Empecemos por el principio: ETA está como está gracias a la eficacia de la Guardia Civil, los éxitos de la Policía y el coraje de todos aquellos que plantaron cara a la banda. Entre unos y otros se les acorraló, se les aisló, se les cerró el grifo. Un miembro de la Ertzaintza me contaba que los huidos a Francia vivían en pisos de mala muerte y recibían de la cúpula etarra tan magros estipendios que pasaban hambre.
Están contra las cuerdas, y por eso intentan volver a la palestra montando numeritos como el de ayer entregando pistolas roñosas y un cacho de cuerda. Y ahí estaban los mediadores, un grupo chanante en el que hay cheerleaders etarras, un tipo al que han detenido cinco veces, un señor de Sri Lanka que imagino que se parte de risa cada vez que le pagan por venir a hacer el oso, y dos curas.
Claro que el momento friki estaba en Bayona, donde se organizó una monumental mamarrachada que sería para reírse si no tuviese detrás 829 muertos: un montón de hooligans ovacionaban a los llamados “artesanos de la paz” (hace falta ser cursi) frente a los que se encontraban, cómo no, el miserable Otegi y Josu Zabarte, El Carnicero de Mondragón, que tiene a sus espaldas 17 asesinatos.
Zabarte parece un viejo loco, demacrado y feo, con boina y pendientes de folklórica: el clásico chiflado de pueblo del que se ríen los niños. Pero luego abre la boca mellada para fardar de sus crímenes y se te olvida la pinta cutre, el pendiente y la cara de enfermo: sigue siendo la metáfora de la hez humana.
Frente al disparate, un ramillete de almas cándidas (o de almas negras, o de almas tontas del bote) hablan de amor y perdón. No entienden nada. El perdón es un acto individual y voluntario. Respeto a las víctimas de ETA que han decidido absolver a sus verdugos, pero el Estado no debe ni puede entrar ahí: las leyes no tienen sentimientos.
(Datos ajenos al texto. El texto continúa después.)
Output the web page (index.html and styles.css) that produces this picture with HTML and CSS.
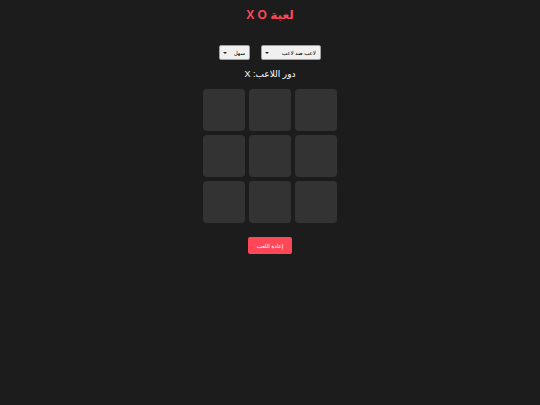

Que ETA pida perdón a cada uno de los españoles. El mío, desde luego, no lo tendrá. Porque llevo los años de plomo clavados en la memoria. Porque recuerdo la muerte como sección fija en el telediario durante los ochenta. Porque escuché explotar tres bombas y vi en directo la sangre de un niño asesinado por los malnacidos. Porque lloré por gente a la que no conocía y luego conocí a aquella gente por la que había llorado y seguí encontrando razones para llorar. Porque ETA representa lo más asqueroso, lo más despreciable, lo más artero de la historia moderna de España, y lo único que deseo para sus representantes es la cárcel y el desprecio. El mismo desprecio que profeso a los que les hacen la ola.